The concession was built later by the Kiwanis Club, according to Arcand. Originally, the club ran the concession as a way to recoup their building-material costs. But the work itself was done by volunteers and Arcand recalls carpenters, plumbers and handymen coming in after work hours and on weekends to build it.
That facility is kept running with funds supplied by the radio-TV bingos that occur on Friday nights throughout the winter. The bingos started via a casual conversation when softball needed to raise funds.
“I was talking one day to Glen Darling at CKRW and he suggested, ‘What about radio bingo?’,” Arcand explained. “We only did one a month to start.
“It was an interesting learning experience. It allowed us to be autonomous and we based our projects on what we raised. The Pepsi Centre and all we’ve built is paid for out of proceeds.”
Those facilities have provided the opportunities to host major competitions that Softball Yukon has attracted over the past few years.
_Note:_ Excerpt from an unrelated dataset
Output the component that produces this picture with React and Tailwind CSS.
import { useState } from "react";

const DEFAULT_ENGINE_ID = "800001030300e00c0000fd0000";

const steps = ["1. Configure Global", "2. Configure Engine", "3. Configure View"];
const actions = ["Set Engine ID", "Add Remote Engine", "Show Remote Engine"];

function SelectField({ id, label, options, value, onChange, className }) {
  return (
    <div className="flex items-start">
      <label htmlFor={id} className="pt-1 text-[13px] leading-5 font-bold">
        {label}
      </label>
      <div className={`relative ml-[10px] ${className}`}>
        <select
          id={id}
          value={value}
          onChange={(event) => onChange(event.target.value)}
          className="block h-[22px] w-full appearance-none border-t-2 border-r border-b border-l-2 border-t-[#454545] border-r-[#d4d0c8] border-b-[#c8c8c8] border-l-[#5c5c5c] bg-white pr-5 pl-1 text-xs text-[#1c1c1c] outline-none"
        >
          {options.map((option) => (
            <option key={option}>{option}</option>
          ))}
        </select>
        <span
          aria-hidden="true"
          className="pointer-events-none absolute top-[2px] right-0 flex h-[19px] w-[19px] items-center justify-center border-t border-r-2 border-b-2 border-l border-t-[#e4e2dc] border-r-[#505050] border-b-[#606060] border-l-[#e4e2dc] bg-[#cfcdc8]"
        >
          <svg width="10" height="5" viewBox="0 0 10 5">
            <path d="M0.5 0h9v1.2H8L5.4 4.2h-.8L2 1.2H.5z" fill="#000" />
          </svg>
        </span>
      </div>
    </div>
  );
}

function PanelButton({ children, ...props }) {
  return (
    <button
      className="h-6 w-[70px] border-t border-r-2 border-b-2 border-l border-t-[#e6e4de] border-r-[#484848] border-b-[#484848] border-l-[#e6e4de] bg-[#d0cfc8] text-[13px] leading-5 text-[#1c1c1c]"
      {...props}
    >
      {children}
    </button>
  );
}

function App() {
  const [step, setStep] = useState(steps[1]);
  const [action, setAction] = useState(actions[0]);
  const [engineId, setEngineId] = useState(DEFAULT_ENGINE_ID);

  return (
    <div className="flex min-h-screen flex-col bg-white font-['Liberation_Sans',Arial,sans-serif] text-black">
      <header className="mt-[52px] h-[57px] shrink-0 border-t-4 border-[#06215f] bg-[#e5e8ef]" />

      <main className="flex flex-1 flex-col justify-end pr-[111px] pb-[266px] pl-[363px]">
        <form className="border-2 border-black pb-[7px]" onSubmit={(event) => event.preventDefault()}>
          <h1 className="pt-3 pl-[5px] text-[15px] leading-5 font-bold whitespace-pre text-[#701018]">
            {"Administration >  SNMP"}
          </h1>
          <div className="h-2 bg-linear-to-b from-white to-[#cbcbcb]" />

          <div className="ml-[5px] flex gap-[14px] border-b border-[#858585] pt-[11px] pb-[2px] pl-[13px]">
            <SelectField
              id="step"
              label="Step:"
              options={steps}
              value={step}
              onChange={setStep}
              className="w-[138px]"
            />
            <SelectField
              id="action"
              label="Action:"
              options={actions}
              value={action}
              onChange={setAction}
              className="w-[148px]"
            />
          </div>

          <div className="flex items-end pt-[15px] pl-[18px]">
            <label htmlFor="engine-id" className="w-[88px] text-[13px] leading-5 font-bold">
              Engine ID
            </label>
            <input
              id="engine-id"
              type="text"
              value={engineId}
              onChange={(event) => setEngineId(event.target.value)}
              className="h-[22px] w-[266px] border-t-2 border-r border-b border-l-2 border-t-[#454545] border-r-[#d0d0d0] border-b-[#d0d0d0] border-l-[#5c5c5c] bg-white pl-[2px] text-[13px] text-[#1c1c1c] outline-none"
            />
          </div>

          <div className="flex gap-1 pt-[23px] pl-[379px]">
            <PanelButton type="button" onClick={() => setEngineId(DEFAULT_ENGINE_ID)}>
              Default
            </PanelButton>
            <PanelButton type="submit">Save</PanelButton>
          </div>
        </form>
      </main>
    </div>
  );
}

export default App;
It started with a niche opportunity in 2008 to host the International Fastpitch Junior Men’s World Championship.
“In 2008, we cherry-picked an event,” said Arcand. “They didn’t have any place for it, so we talked to Softball Canada and they said we could host.”
The organizers managed to use some of the Yukon College housing for athletes that was built for the 2007 Canada Winter Games to host teams and the systems that were in place. The success of the event and the response from Yukoners showed that the Yukon could host.
“We got a taste and bid on others,” said Arcand. “The 2011, 2014 and 2017 [events] were bids, but we had a good reputation.”
There had been skepticism on the Yukon’s capacity to host these tournaments due to the size of the community, the lack of some key infrastructure (notably, lights for evening games, which in practice isn’t an issue with the long days) and remoteness, but representatives from Softball Canada and the international federation were wowed by the facilities and support in the community.
“One of the vice presidents of the International Softball Federation said our grass was as good as Yankee Stadium, and he’d stood on both,” Arcand said proudly.
Arcand wasn’t always on the good side of Softball Canada, however. As the executive director, he attended meetings and actually sat on the board as a director before the rules were changed to make staff ineligible. During that time, though, Arcand put together a Yukon team that won silver at the Canadian Men’s Fastpitch Championships, but not without some controversy and opposition from Softball Canada.
“I brought in a bunch of Ontario players at the Canadian championships and we won silver,” explained Arcand. “The rulebook said okay, but we had to take Softball Canada to court.”
Arcand had just been a Softball Canada representative with Canada at the Pan Am Games when they won gold. He had recruited some of the players off that team to play for the Yukon on the men’s fastpitch team at the national championships.
“Because of that, I wasn’t the favourite son for obvious reasons,” Arcand said with a laugh. “It took about ten years before they’d talk to me again.”
Those facilities, teams and tournaments are all part of Arcand’s legacy, along with all the others who he credits for having helped along the way. So this Dustball, on July 12–15, while you’re sitting on the grandstand, enjoying a game over a beer and hotdog, take a moment to appreciate all the hard work and stories behind that moment. The thriving Yukon softball community has many trailblazers who have created the opportunities Yukoners enjoy today, foremost among them George Arcand.